Based on research by Kai Kaspar, 2013. Psychology Science Minute written by Kyle Piecora, M.S..
Does hand washing get rid of dirt, but also negative feelings? In previous studies “physical cleansing” had psychological significance to one’s moral sense of self, e.g. cultural sayings: ‘I feel dirty after doing something wrong’ “start with a clean slate.’ ‘I’m clean!” meaning not guilty.
German psychologist Kai Kaspar sought to understand how hand washing affects people’s perceptions and performances on cognitive tasks. He divided subjects into 2 experimental groups, and one control. Experimental groups were asked to solve 25 anagram puzzles in 5 minutes, but failure was inevitable. Nineteen puzzles were unsolvable. When led to believe that 90% of their peers did better, their failure was emphasized.

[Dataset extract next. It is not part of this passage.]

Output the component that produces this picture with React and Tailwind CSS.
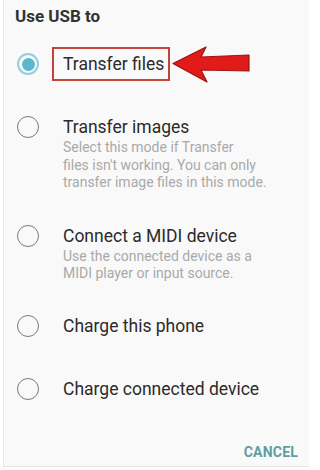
import React from 'react';

const Radio = ({ checked }) => (
    checked ? (
        <div className="w-[22px] h-[22px] rounded-full border-2 border-[#8fd0dc] flex items-center justify-center shrink-0">
            <div className="w-[13px] h-[13px] rounded-full bg-[#5cb6cc]" />
        </div>
    ) : (
        <div className="w-[22px] h-[22px] rounded-full border-[1.5px] border-[#7a7a7a] shrink-0" />
    )
);

const Arrow = () => (
    <svg className="absolute left-[109px] top-[-8px]" width="80" height="38" viewBox="0 0 80 38">
        <polygon
            points="1,17.5 34,1 29,11 77,9 77,25 29,24 35,36"
            fill="#e11a1a"
            stroke="#9e1414"
            strokeWidth="1.2"
            strokeLinejoin="round"
        />
    </svg>
);

const Option = ({ checked, title, sub, className = '', highlight }) => (
    <div className={`flex ${className}`}>
        <div className="h-[20px] flex items-center ml-[2px] mr-[24px]">
            <Radio checked={checked} />
        </div>
        <div>
            {highlight ? (
                <div className="relative h-[20px] flex items-center">
                    <span className="text-[17.5px] leading-[20px] text-[#2b2b2b]">{title}</span>
                    <div className="absolute left-[-11px] right-[-6px] top-[-7px] bottom-[-7px] border-2 border-[#c1443a]" />
                    <Arrow />
                </div>
            ) : (
                <div className="text-[17.5px] leading-[20px] text-[#2b2b2b]">{title}</div>
            )}
            {sub && (
                <div className="mt-[2px] text-[14px] leading-[17.5px] text-[#a9a9a9]">
                    {sub.map((line, i) => (
                        <div key={i}>{line}</div>
                    ))}
                </div>
            )}
        </div>
    </div>
);

export default function App() {
    return (
        <div className="w-[309px] h-[470px] bg-white" style={{ fontFamily: 'Roboto, "Liberation Sans", sans-serif' }}>
            <div className="ml-[3px] h-[467px] border-l border-b border-[#e6e6e6] bg-[#f9f9f9] pl-[11px] pr-[11px] flex flex-col">
                {/* Title */}
                <div className="mt-[6px] text-[17px] leading-[20px] font-bold text-[#333]">Use USB to</div>

                <Option checked highlight title="Transfer files" className="mt-[28px]" />
                <Option
                    title="Transfer images"
                    className="mt-[43px]"
                    sub={["Select this mode if Transfer", "files isn't working. You can only", "transfer image files in this mode."]}
                />
                <Option
                    title="Connect a MIDI device"
                    className="mt-[34px]"
                    sub={["Use the connected device as a", "MIDI player or input source."]}
                />
                <Option title="Charge this phone" className="mt-[33px]" />
                <Option title="Charge connected device" className="mt-[43px]" />

                {/* Footer */}
                <div className="mt-[43px] flex justify-end">
                    <button className="text-[14px] leading-[20px] font-bold text-[#5d9ea4] tracking-[0.2px]">CANCEL</button>
                </div>
            </div>
        </div>
    );
}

Then, one experimental group had instructions to wash their hands before attempting another set of puzzles, but the other did not. Before participants solved the next 25 anagrams (all solvable), experimental persons rated how optimistic they were in getting a higher score on the second task. Those who did not wash their hands were less optimistic, but performed better than hand washers and the control group, evidently working extra hard to prove their competency.
Washing hands after a difficult time may “cleanse” negative feelings and make you more optimistic. But beware, don’t reduce your competitive edge, use failure to give you incentive!
Kaspar, K. (2013). Washing one’s hands after failure enhances optimism but hampers future performance. Social Psychological and Personality Science, 4(1), 69-73.